Exercise:
Scan the data below for the string "React". Show every line where it turns up.

========

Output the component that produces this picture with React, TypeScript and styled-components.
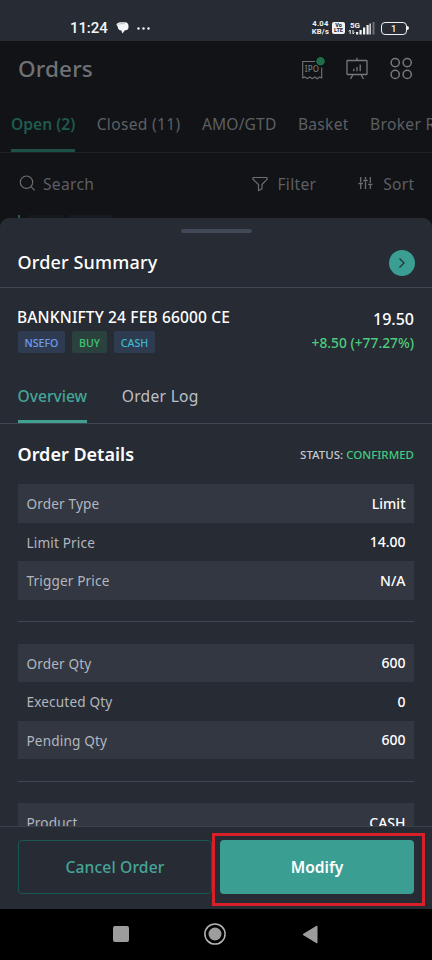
import React from "react";
import styled, { createGlobalStyle } from "styled-components";

const Global = createGlobalStyle`
  *{box-sizing:border-box}
  body{margin:0;background:#111317;font-family:"Noto Sans","Open Sans",sans-serif}
`;

const Screen = styled.div`
  width: 432px;
  height: 960px;
  display: flex;
  flex-direction: column;
  overflow: hidden;
  background: #111317;
`;

const Text = styled.span<{ $size: number; $color?: string; $weight?: number; $track?: number }>`
  font-size: ${(p) => p.$size}px;
  line-height: 1.3;
  color: ${(p) => p.$color ?? "#fff"};
  font-weight: ${(p) => p.$weight ?? 400};
  letter-spacing: ${(p) => p.$track ?? 0}px;
  white-space: nowrap;
`;

/* ---------- status bar ---------- */
const StatusBar = styled.header`
  flex: none;
  height: 41px;
  padding: 15px 23px 0 70px;
  display: flex;
  justify-content: space-between;
  background: #272b34;
`;
const StatusGroup = styled.div<{ $gap: number }>`
  height: 26px;
  display: flex;
  align-items: center;
  gap: ${(p) => p.$gap}px;
`;
const Clock = styled.span`
  width: 37px;
  font: 500 15px/20px Roboto, sans-serif;
  letter-spacing: -0.1px;
  color: #f4f5f6;
`;
const NetSpeed = styled.div`
  font: 700 7.6px/7.7px Roboto, sans-serif;
  letter-spacing: 0.2px;
  color: #f0f1f2;
  text-align: center;
  white-space: nowrap;
`;
const VoLte = styled.div`
  width: 13px;
  height: 12px;
  border-radius: 2px;
  background: #f0f1f2;
  color: #272b34;
  font: 800 5.5px/5.6px Roboto, sans-serif;
  text-align: center;
  padding-top: 0.5px;
`;
const Battery = styled.div`
  width: 28px;
  height: 13px;
  margin-left: 3px;
  display: flex;
  align-items: center;
`;
const BatteryCell = styled.div`
  width: 25.5px;
  height: 13px;
  border: 1.5px solid #f0f1f2;
  border-radius: 4px;
  font: 500 9.5px/11px Roboto, sans-serif;
  color: #f0f1f2;
  text-align: center;
`;
const BatteryTip = styled.div`
  width: 2px;
  height: 4px;
  margin-left: 0.5px;
  border-radius: 0 2px 2px 0;
  background: #f0f1f2;
`;

/* ---------- dimmed orders page ---------- */
const Backdrop = styled.section`
  flex: none;
  height: 177px;
  overflow: hidden;
  background: #111317;
`;
const TitleBar = styled.div`
  height: 55px;
  padding: 0 19px 0 18px;
  display: flex;
  align-items: center;
  justify-content: space-between;
`;
const TitleActions = styled.div`
  display: flex;
  align-items: center;
  gap: 20px;
`;
const PageTabs = styled.nav`
  height: 57px;
  padding-left: 11px;
  display: flex;
  gap: 21.5px;
  border-bottom: 1px solid #1e2126;
`;
const PageTab = styled.div<{ $active?: boolean }>`
  flex: none;
  height: 56px;
  padding-top: 17px;
  border-bottom: ${(p) => (p.$active ? "3px solid #1d5047" : "0")};
`;
const Tools = styled.div`
  height: 62px;
  padding: 0 17.5px 0 19px;
  display: flex;
  align-items: center;
`;
const Tool = styled.div<{ $gap: number; $push?: boolean; $left?: number }>`
  display: flex;
  align-items: center;
  gap: ${(p) => p.$gap}px;
  margin-left: ${(p) => (p.$push ? "auto" : `${p.$left ?? 0}px`)};
`;
const Peek = styled.div`
  display: flex;
  align-items: flex-end;
  height: 3px;
  padding-left: 18px;
`;
const PeekMark = styled.div<{ $w: number; $ml: number; $c: string }>`
  width: ${(p) => p.$w}px;
  height: 3px;
  margin-left: ${(p) => p.$ml}px;
  background: ${(p) => p.$c};
`;

/* ---------- bottom sheet ---------- */
const Sheet = styled.main`
  flex: none;
  height: 691px;
  display: flex;
  flex-direction: column;
  background: #272b34;
  border-radius: 9px 9px 0 0;
`;
const Grip = styled.div`
  flex: none;
  width: 71px;
  height: 4px;
  margin: 11px auto 0 180.5px;
  border-radius: 2px;
  background: #414857;
`;
const SheetHead = styled.div`
  flex: none;
  height: 55px;
  padding: 5px 17.5px 0 17.5px;
  display: flex;
  align-items: center;
  justify-content: space-between;
  border-bottom: 1px solid #414751;
`;
const GoButton = styled.button`
  width: 26px;
  height: 26px;
  padding: 0;
  border: 0;
  border-radius: 50%;
  display: flex;
  align-items: center;
  justify-content: center;
  background: #3a9e92;
`;
const Instrument = styled.div`
  flex: none;
  height: 80px;
  padding: 19px 18px 0 17px;
  display: flex;
  justify-content: space-between;
`;
const Stack = styled.div<{ $end?: boolean }>`
  display: flex;
  flex-direction: column;
  align-items: ${(p) => (p.$end ? "flex-end" : "flex-start")};
  padding-top: ${(p) => (p.$end ? 2 : 0)}px;
  gap: ${(p) => (p.$end ? 4 : 3.5)}px;
`;
const Tags = styled.div`
  display: flex;
  gap: 7px;
  padding-left: 1px;
`;
const Tag = styled.span<{ $w: number; $bg: string; $fg: string }>`
  width: ${(p) => p.$w}px;
  height: 22px;
  border-radius: 2px;
  background: ${(p) => p.$bg};
  color: ${(p) => p.$fg};
  font-size: 10.6px;
  line-height: 24px;
  font-weight: 500;
  text-align: center;
`;
const SheetTabs = styled.nav`
  flex: none;
  height: 56px;
  padding-left: 17.5px;
  display: flex;
  gap: 34.5px;
  border-bottom: 1px solid #414751;
`;
const SheetTab = styled.div<{ $active?: boolean }>`
  height: 55px;
  padding-top: 17px;
  border-bottom: ${(p) => (p.$active ? "3px solid #3f9f92" : "0")};
`;
const Details = styled.div`
  flex: none;
  height: 402px;
  padding: 0 18px 0 17.5px;
  overflow: hidden;
`;
const DetailsHead = styled.div`
  height: 60px;
  padding-top: 2px;
  display: flex;
  align-items: center;
  justify-content: space-between;
`;
const Group = styled.div`
  padding-bottom: 21.5px;
  margin-bottom: 21.5px;
  border-bottom: 1px solid #414751;
`;
const Row = styled.div<{ $shade: boolean }>`
  height: 38.5px;
  padding: 1.5px 8.5px 0 9px;
  display: flex;
  align-items: center;
  justify-content: space-between;
  background: ${(p) => (p.$shade ? "#333741" : "transparent")};
`;
const Footer = styled.footer`
  flex: none;
  height: 84px;
  padding: 6px 7px 0 18px;
  display: flex;
  border-top: 1px solid #3b404b;
`;
const CancelButton = styled.button`
  width: 194px;
  height: 54px;
  margin-top: 7px;
  padding: 0;
  border: 1px solid #17584f;
  border-radius: 4px;
  background: transparent;
  font-family: inherit;
`;
const Highlight = styled.div`
  width: 213px;
  height: 73px;
  border: 3px solid #d8202b;
  padding: 4px 0 0 5px;
`;
const ModifyButton = styled.button`
  width: 194px;
  height: 54px;
  padding: 0;
  border: 0;
  border-radius: 4px;
  background: #3a9e92;
  font-family: inherit;
`;
const NavBar = styled.div`
  flex: none;
  height: 51px;
  padding: 0 114.5px 1px 113px;
  display: flex;
  align-items: center;
  justify-content: space-between;
  background: #000;
`;

const GROUPS = [
  [["Order Type", "Limit"], ["Limit Price", "14.00"], ["Trigger Price", "N/A"]],
  [["Order Qty", "600"], ["Executed Qty", "0"], ["Pending Qty", "600"]],
  [["Product", "CASH"]],
];

const DIM = "#5d5f63";

const ChatIcon = () => (
  <svg width="13" height="12" viewBox="0 0 13 12">
    <path d="M4.2.3h5A3.3 3.3 0 0 1 12.5 4v1A3.3 3.3 0 0 1 9 8.3L6.3 11.6 5.4 8.5A3.7 3.7 0 0 1 1.8 5L.3 2.2Q2 .3 4.2 .3Z" fill="#f4f5f6" />
    <path d="M1.2 3.2Q2.5 1.700 5 1.700H9" fill="none" stroke="#8a8d92" strokeWidth=".5" />
  </svg>
);
const MoreDots = () => (
  <svg width="13" height="3" viewBox="0 0 13 3" fill="#f4f5f6">
    <circle cx="1.5" cy="1.5" r="1.2" /><circle cx="6.5" cy="1.5" r="1.2" /><circle cx="11.5" cy="1.5" r="1.2" />
  </svg>
);
const SignalIcon = () => (
  <svg width="27" height="14" viewBox="0 0 27 14">
    <text x="2" y="6.5" fontFamily="Roboto" fontWeight="700" fontSize="8" fill="#f0f1f2">5G</text>
    <path d="M2.2 13V9M.8 10.5 2.2 9M5 9V13M6.4 11.5 5 13" stroke="#f0f1f2" strokeWidth="1" fill="none" />
    <g fill="#f0f1f2">
      <rect x="8" y="11" width="2.2" height="2.5" /><rect x="11.5" y="9" width="2.2" height="4.5" />
      <rect x="15" y="6.5" width="2.2" height="7" /><rect x="18.5" y="4" width="2.2" height="9.5" />
      <rect x="21.5" y="2.5" width="1.3" height="11" />
      <rect x="24.5" y="1" width="2" height="12.5" opacity=".35" />
    </g>
  </svg>
);
const IpoIcon = () => (
  <svg width="24" height="24" viewBox="0 0 24 24">
    <path d="M14 4.500H1.700V21L3.800 20 6.300 21.700 8.800 20 11.300 21.700 13.800 20 16.300 21.700 18.500 20 20.700 21V10.500" fill="none" stroke="#707275" strokeWidth="1.100" />
    <text x="3.700" y="15.300" fontFamily="Noto Sans" fontWeight="500" fontSize="8" letterSpacing=".2" fill="#77797c">IPO</text>
    <circle cx="19.500" cy="4.300" r="5.300" fill="#08090b" />
    <circle cx="19.500" cy="4.300" r="4.300" fill="#1f6d48" />
  </svg>
);
const BoardIcon = () => (
  <svg width="24" height="24" viewBox="0 0 24 24" fill="none" stroke="#77797c" strokeWidth="1.3">
    <rect x="2" y="3.500" width="20" height="14" rx=".5" />
    <path d="M12 .8V3.500M8 17.500 5.500 22M16 17.500 18.500 22M8.800 11.800v2.500M12 10v4.300M15.200 7.500V14.300" />
  </svg>
);
const GridIcon = () => (
  <svg width="24" height="24" viewBox="0 0 24 24" fill="none" stroke="#77797c" strokeWidth="1.5">
    <circle cx="6.2" cy="5.600" r="4.100" /><circle cx="18.200" cy="5.600" r="4.100" />
    <circle cx="6.2" cy="17.400" r="4.100" /><circle cx="18.200" cy="17.400" r="4.100" />
  </svg>
);
const SearchIcon = () => (
  <svg width="17" height="17" viewBox="0 0 17 17" fill="none" stroke="#6b6d71" strokeWidth="1.2">
    <circle cx="7.5" cy="7.2" r="6.2" /><path d="m12 11.700 3.600 3.600" />
  </svg>
);
const FunnelIcon = () => (
  <svg width="16" height="16" viewBox="0 0 16 16" fill="none" stroke="#6b6d71" strokeWidth="1.2" strokeLinejoin="round">
    <path d="M1 1.500H15V3.300L10 8.500V12.800L6.500 14.700V8.500L1 3.300Z" />
  </svg>
);
const SlidersIcon = () => (
  <svg width="15" height="14" viewBox="0 0 15 14" fill="none" stroke="#6b6d71" strokeWidth="1.3">
    <path d="M2.700 0V5.200M2.700 6.200V12M.5 6.500H4.900M7.500 0V2.500M7.500 4.500V12M5.300 3.500H9.700M12.300 0V6M12.300 8V12M10.100 7.300H14.500" />
  </svg>
);

export default function App() {
  return (
    <Screen>
      <Global />
      <StatusBar>
        <StatusGroup $gap={8.5}>
          <Clock>11:24</Clock>
          <ChatIcon />
          <MoreDots />
        </StatusGroup>
        <StatusGroup $gap={3}>
          <NetSpeed>4.04<br />KB/s</NetSpeed>
          <VoLte>Vo<br />LTE</VoLte>
          <SignalIcon />
          <Battery><BatteryCell>1</BatteryCell><BatteryTip /></Battery>
        </StatusGroup>
      </StatusBar>

      <Backdrop>
        <TitleBar>
          <Text as="h1" $size={22.5} $weight={500} $color="#707174" $track={0.15}>Orders</Text>
          <TitleActions><IpoIcon /><BoardIcon /><GridIcon /></TitleActions>
        </TitleBar>
        <PageTabs>
          <PageTab $active><Text $size={15.6} $weight={600} $color="#1f5a4f">Open (2)</Text></PageTab>
          <PageTab><Text $size={15.6} $color={DIM} $track={0.3}>Closed (11)</Text></PageTab>
          <PageTab><Text $size={15.6} $color={DIM} $track={0.15}>AMO/GTD</Text></PageTab>
          <PageTab><Text $size={15.6} $color={DIM} $track={0.25}>Basket</Text></PageTab>
          <PageTab><Text $size={15.6} $color={DIM} $track={0.3}>Broker R</Text></PageTab>
        </PageTabs>
        <Tools>
          <Tool $gap={7}><SearchIcon /><Text $size={15.6} $color={DIM} $track={0.3}>Search</Text></Tool>
          <Tool $gap={9} $push><FunnelIcon /><Text $size={15.6} $color={DIM} $track={0.3}>Filter</Text></Tool>
          <Tool $gap={10} $left={42}><SlidersIcon /><Text $size={15.6} $color={DIM} $track={0.3}>Sort</Text></Tool>
        </Tools>
        <Peek>
          <PeekMark $w={2} $ml={0} $c="#245c45" />
          <PeekMark $w={36} $ml={8} $c="#14191b" />
          <PeekMark $w={43} $ml={5} $c="#151a23" />
        </Peek>
      </Backdrop>

      <Sheet>
        <Grip />
        <SheetHead>
          <Text as="h2" $size={18} $weight={500} $track={0.15}>Order Summary</Text>
          <GoButton aria-label="Open order">
            <svg width="8" height="12" viewBox="0 0 8 12" fill="none" stroke="#20353b" strokeWidth="1.3">
              <path d="m1.500 1.500 4.500 4.500-4.500 4.500" />
            </svg>
          </GoButton>
        </SheetHead>
        <Instrument>
          <Stack>
            <Text $size={15.5} $weight={500} $track={0.15}>BANKNIFTY 24 FEB 66000 CE</Text>
            <Tags>
              <Tag $w={47} $bg="#2f3b50" $fg="#6e9bef">NSEFO</Tag>
              <Tag $w={35} $bg="#2b413e" $fg="#42c675">BUY</Tag>
              <Tag $w={41} $bg="#2f3b50" $fg="#3eb8cf">CASH</Tag>
            </Tags>
          </Stack>
          <Stack $end>
            <Text $size={16} $weight={500}>19.50</Text>
            <Text $size={13.8} $weight={500} $color="#4ccb7d">+8.50 (+77.27%)</Text>
          </Stack>
        </Instrument>
        <SheetTabs>
          <SheetTab $active><Text $size={15.6} $weight={500} $color="#45a598">Overview</Text></SheetTab>
          <SheetTab><Text $size={15.6} $color="#bdc0c7" $track={0.3}>Order Log</Text></SheetTab>
        </SheetTabs>
        <Details>
          <DetailsHead>
            <Text as="h3" $size={18} $weight={600}>Order Details</Text>
            <Text $size={11.5} $color="#c5c8cd" $weight={500}>STATUS: <Text $size={11.5} $weight={500} $color="#42c980">CONFIRMED</Text></Text>
          </DetailsHead>
          {GROUPS.map((rows, g) => (
            <Group key={g}>
              {rows.map(([label, value], i) => (
                <Row key={label} $shade={i % 2 === 0}>
                  <Text $size={13.6} $color="#b2b6bf" $track={0.15}>{label}</Text>
                  <Text $size={14} $weight={500}>{value}</Text>
                </Row>
              ))}
            </Group>
          ))}
        </Details>
        <Footer>
          <CancelButton><Text $size={15.6} $weight={500} $color="#45a598" $track={0.15}>Cancel Order</Text></CancelButton>
          <Highlight>
            <ModifyButton><Text $size={15.6} $weight={600}>Modify</Text></ModifyButton>
          </Highlight>
        </Footer>
      </Sheet>

      <NavBar>
        <svg width="16" height="16" viewBox="0 0 16 16"><rect width="16" height="16" rx="2" fill="#9d9d9d" /></svg>
        <svg width="22" height="22" viewBox="0 0 22 22"><circle cx="11" cy="11" r="10.1" fill="none" stroke="#b5b5b5" strokeWidth="1.5" /><circle cx="11" cy="11" r="6.5" fill="#9d9d9d" /></svg>
        <svg width="16" height="19" viewBox="0 0 16 19"><path d="M15 1V18L1 9.500Z" fill="#9d9d9d" stroke="#9d9d9d" strokeLinejoin="round" /></svg>
      </NavBar>
    </Screen>
  );
}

========

Solution below:
Output the component that produces this picture with React, TypeScript and styled-components.
import React from "react";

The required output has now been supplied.